* _Requirement_
Indicate only the number of lines in the listing below in which the word "components" appears.

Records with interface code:
───

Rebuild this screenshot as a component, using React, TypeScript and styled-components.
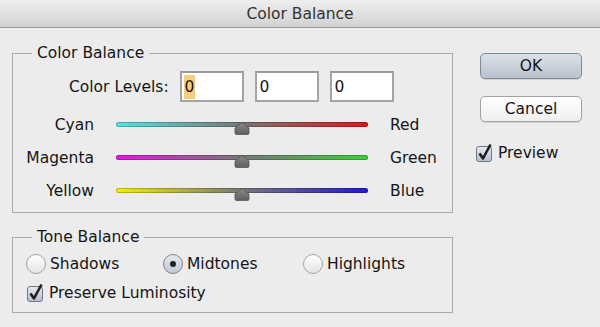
import React from "react";
import styled, { createGlobalStyle } from "styled-components";

const GlobalStyle = createGlobalStyle`
  html, body {
    margin: 0;
    padding: 0;
    background: #ececec;
  }
  * {
    box-sizing: border-box;
  }
`;

const font = `"DejaVu Sans", "Liberation Sans", sans-serif`;

const Window = styled.div`
  width: 600px;
  height: 327px;
  display: flex;
  flex-direction: column;
  background: #ececec;
  font-family: ${font};
  font-size: 15.5px;
  color: #151515;
  overflow: hidden;
`;

const TitleBar = styled.div`
  height: 28px;
  flex-shrink: 0;
  display: flex;
  align-items: center;
  justify-content: center;
  background: linear-gradient(to bottom, #eeeeee, #d2d2d2);
  border-bottom: 1px solid #9b9b9b;
  color: #333333;
  padding-top: 1px;
`;

const Body = styled.div`
  display: flex;
  padding: 16px 0 0 12px;
`;

const LeftCol = styled.div`
  width: 441px;
  display: flex;
  flex-direction: column;
  gap: 15px;
`;

const Group = styled.fieldset`
  margin: 0;
  padding: 0 0 ${(p: { $bottom: number }) => p.$bottom}px 0;
  border: 1px solid #aaaaaa;
  min-width: 0;
`;

const Legend = styled.legend`
  margin-left: 19px;
  padding: 0 5px;
  line-height: 18px;
`;

const LevelsRow = styled.div`
  display: flex;
  align-items: center;
  gap: 11px;
  height: 31px;
  margin-top: 9px;
  padding-left: 56px;
`;

const LevelInput = styled.div`
  width: 64px;
  height: 31px;
  background: #ffffff;
  border: 2px solid #a4a4a4;
  border-top-color: #9a9a9a;
  display: flex;
  align-items: center;
  padding-left: 2px;
`;

const Selected = styled.span`
  background: #f4cd7d;
  padding: 3px 1px;
  line-height: 18px;
`;

const Plain = styled.span`
  padding: 0 1px;
`;

const Sliders = styled.div`
  margin-top: 6px;
  display: flex;
  flex-direction: column;
`;

const SliderRow = styled.div`
  height: 33px;
  display: grid;
  grid-template-columns: 81px 252px auto;
  column-gap: 22px;
  align-items: center;
`;

const SideLabel = styled.span<{ $right?: boolean }>`
  text-align: ${(p) => (p.$right ? "left" : "right")};
`;

const Track = styled.div<{ $from: string; $to: string }>`
  position: relative;
  height: 5px;
  margin-top: -1px;
  border-radius: 3px;
  background: linear-gradient(to right, ${(p) => p.$from}, #777777 50%, ${(p) => p.$to});
  box-shadow: inset 0 0 0 1px rgba(0, 0, 0, 0.22);
`;

const Thumb = styled.svg`
  position: absolute;
  left: calc(50% - 8px);
  top: 0;
`;

const RadioRow = styled.div`
  margin-top: 8px;
  height: 20px;
  display: grid;
  grid-template-columns: 137px 140px auto;
  padding-left: 13px;
`;

const Option = styled.label`
  display: flex;
  align-items: center;
  gap: 4px;
`;

const RadioDot = styled.span<{ $on?: boolean }>`
  width: 20px;
  height: 20px;
  border-radius: 50%;
  border: 1px solid ${(p) => (p.$on ? "#7b8590" : "#a3a3a3")};
  background: ${(p) =>
    p.$on
      ? "linear-gradient(to bottom, #e4e9ef, #bfc8d3)"
      : "linear-gradient(to bottom, #ffffff, #e4e4e4)"};
  display: flex;
  align-items: center;
  justify-content: center;
  &::after {
    content: "";
    width: 6px;
    height: 6px;
    border-radius: 50%;
    background: ${(p) => (p.$on ? "#222" : "transparent")};
  }
`;

const CheckRow = styled.div`
  margin-top: 9px;
  height: 20px;
  padding-left: 14px;
  display: flex;
`;

const RightCol = styled.div`
  margin-left: 27px;
  margin-top: 9px;
  width: 102px;
  display: flex;
  flex-direction: column;
`;

const Button = styled.div<{ $primary?: boolean }>`
  height: 26px;
  display: flex;
  align-items: center;
  justify-content: center;
  border-radius: 5px;
  border: 1px solid ${(p) => (p.$primary ? "#7e8995" : "#a2a2a2")};
  background: ${(p) =>
    p.$primary
      ? "linear-gradient(to bottom, #dbe1e8, #b8c3ce)"
      : "linear-gradient(to bottom, #ffffff, #efefef)"};
  box-shadow: 0 1px 1px rgba(0, 0, 0, 0.12);
  & + & {
    margin-top: 17px;
  }
`;

const PreviewRow = styled.div`
  margin-top: 21px;
  margin-left: -4px;
  height: 20px;
  display: flex;
`;

const CheckBox = () => (
  <svg width="18" height="20" viewBox="0 0 18 20">
    <defs>
      <linearGradient id="cb" x1="0" y1="0" x2="0" y2="1">
        <stop offset="0" stopColor="#e6ebf1" />
        <stop offset="1" stopColor="#b3bfcc" />
      </linearGradient>
    </defs>
    <rect x="0.5" y="3.5" width="15" height="15" rx="2.5" fill="url(#cb)" stroke="#6f7882" />
    <path d="M3.5 10.5 L7 15.5 L14.5 1.5" fill="none" stroke="#1e1e1e" strokeWidth="2.6" strokeLinejoin="round" />
  </svg>
);

const ThumbIcon = () => (
  <Thumb width="16" height="13" viewBox="0 0 16 13">
    <defs>
      <linearGradient id="th" x1="0" y1="0" x2="0" y2="1">
        <stop offset="0" stopColor="#8a8a8a" />
        <stop offset="1" stopColor="#5f5f5f" />
      </linearGradient>
    </defs>
    <path d="M8 0.5 L15 6 V11 Q15 12.5 13.5 12.5 H2.5 Q1 12.5 1 11 V6 Z" fill="url(#th)" stroke="#555" strokeWidth="0.8" />
  </Thumb>
);

const sliders = [
  { left: "Cyan", right: "Red", from: "#56e2e2", to: "#e01616" },
  { left: "Magenta", right: "Green", from: "#e816e0", to: "#3ed03a" },
  { left: "Yellow", right: "Blue", from: "#f2f000", to: "#2218d4" },
];

export default function App() {
  return (
    <>
      <GlobalStyle />
      <Window>
        <TitleBar>Color Balance</TitleBar>
        <Body>
          <LeftCol>
            <Group $bottom={5}>
              <Legend>Color Balance</Legend>
              <LevelsRow>
                <span>Color Levels:</span>
                <LevelInput>
                  <Selected>0</Selected>
                </LevelInput>
                <LevelInput>
                  <Plain>0</Plain>
                </LevelInput>
                <LevelInput>
                  <Plain>0</Plain>
                </LevelInput>
              </LevelsRow>
              <Sliders>
                {sliders.map((s) => (
                  <SliderRow key={s.left}>
                    <SideLabel>{s.left}</SideLabel>
                    <Track $from={s.from} $to={s.to}>
                      <ThumbIcon />
                    </Track>
                    <SideLabel $right>{s.right}</SideLabel>
                  </SliderRow>
                ))}
              </Sliders>
            </Group>
            <Group $bottom={9}>
              <Legend>Tone Balance</Legend>
              <RadioRow>
                <Option>
                  <RadioDot />
                  Shadows
                </Option>
                <Option>
                  <RadioDot $on />
                  Midtones
                </Option>
                <Option>
                  <RadioDot />
                  Highlights
                </Option>
              </RadioRow>
              <CheckRow>
                <Option>
                  <CheckBox />
                  Preserve Luminosity
                </Option>
              </CheckRow>
            </Group>
          </LeftCol>
          <RightCol>
            <Button $primary>OK</Button>
            <Button>Cancel</Button>
            <PreviewRow>
              <Option>
                <CheckBox />
                Preview
              </Option>
            </PreviewRow>
          </RightCol>
        </Body>
      </Window>
    </>
  );
}
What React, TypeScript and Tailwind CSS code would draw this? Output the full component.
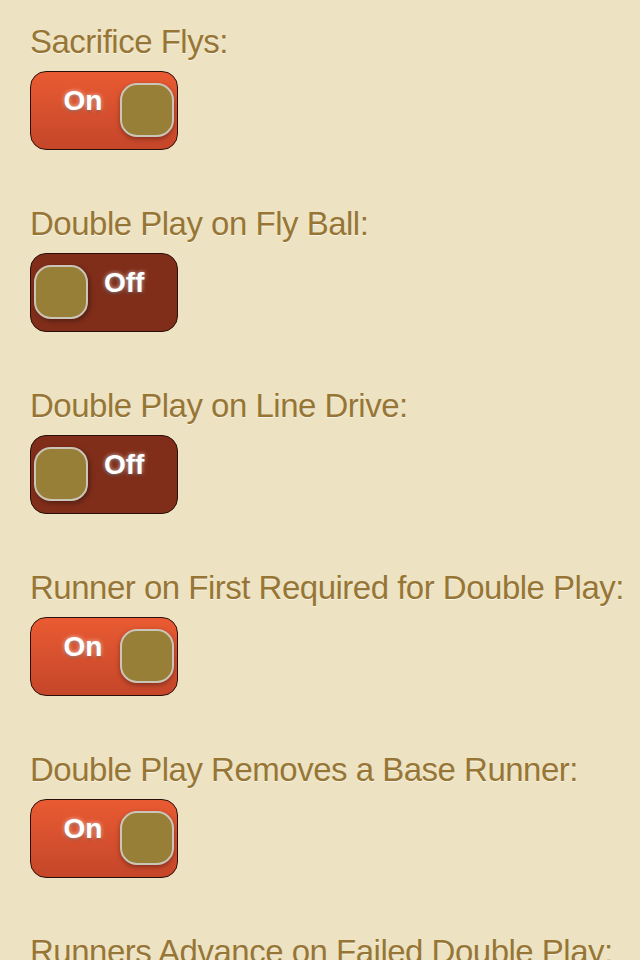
const settings = [
  { label: 'Sacrifice Flys:', on: true },
  { label: 'Double Play on Fly Ball:', on: false },
  { label: 'Double Play on Line Drive:', on: false },
  { label: 'Runner on First Required for Double Play:', on: true },
  { label: 'Double Play Removes a Base Runner:', on: true },
  { label: 'Runners Advance on Failed Double Play:', on: true },
];

function Knob({ className }: { className: string }) {
  return (
    <div
      className={`w-[54px] h-[54px] shrink-0 rounded-[17px] border-[2px] border-[#cbc5b8] bg-[#977f37] ${className}`}
    />
  );
}

function Toggle({ on }: { on: boolean }) {
  return (
    <div
      className={`w-[148px] h-[79px] rounded-[16px] border-[1.5px] border-[#2a0f08] flex items-center overflow-hidden ${
        on ? 'bg-gradient-to-b from-[#e95b32] to-[#c5462a]' : 'bg-[#802e1a]'
      }`}
    >
      {on ? (
        <>
          <span className="w-[104px] text-center -mt-[20px] text-[28px] font-bold text-white [text-shadow:0_0_4px_rgba(255,255,255,0.7),0_2px_3px_rgba(0,0,0,0.35)]">
            On
          </span>
          <Knob className="-ml-[15px] -mt-[2px] shadow-[0_2px_5px_rgba(0,0,0,0.35)]" />
        </>
      ) : (
        <>
          <Knob className="ml-[3px] -mt-[2px] shadow-[2px_2px_5px_rgba(0,0,0,0.35)]" />
          <span className="ml-[16px] -mt-[20px] text-[28px] font-bold text-white [text-shadow:0_0_4px_rgba(255,255,255,0.7),0_2px_3px_rgba(0,0,0,0.45)]">
            Off
          </span>
        </>
      )}
    </div>
  );
}

export default function App() {
  return (
    <div className="w-[640px] h-[960px] overflow-hidden bg-[#ede3c2] pl-[30px] pt-[24px] font-['Liberation_Sans',Arial,sans-serif]">
      <div className="flex flex-col gap-[56px]">
        {settings.map((s) => (
          <div key={s.label} className="flex flex-col gap-[11px]">
            <div className="text-[33px] leading-[36px] tracking-[-0.5px] text-[#977635] whitespace-nowrap [text-shadow:0_1px_0_rgba(255,255,255,0.6)]">
              {s.label}
            </div>
            <Toggle on={s.on} />
          </div>
        ))}
      </div>
    </div>
  );
}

───

* _Full answer_
2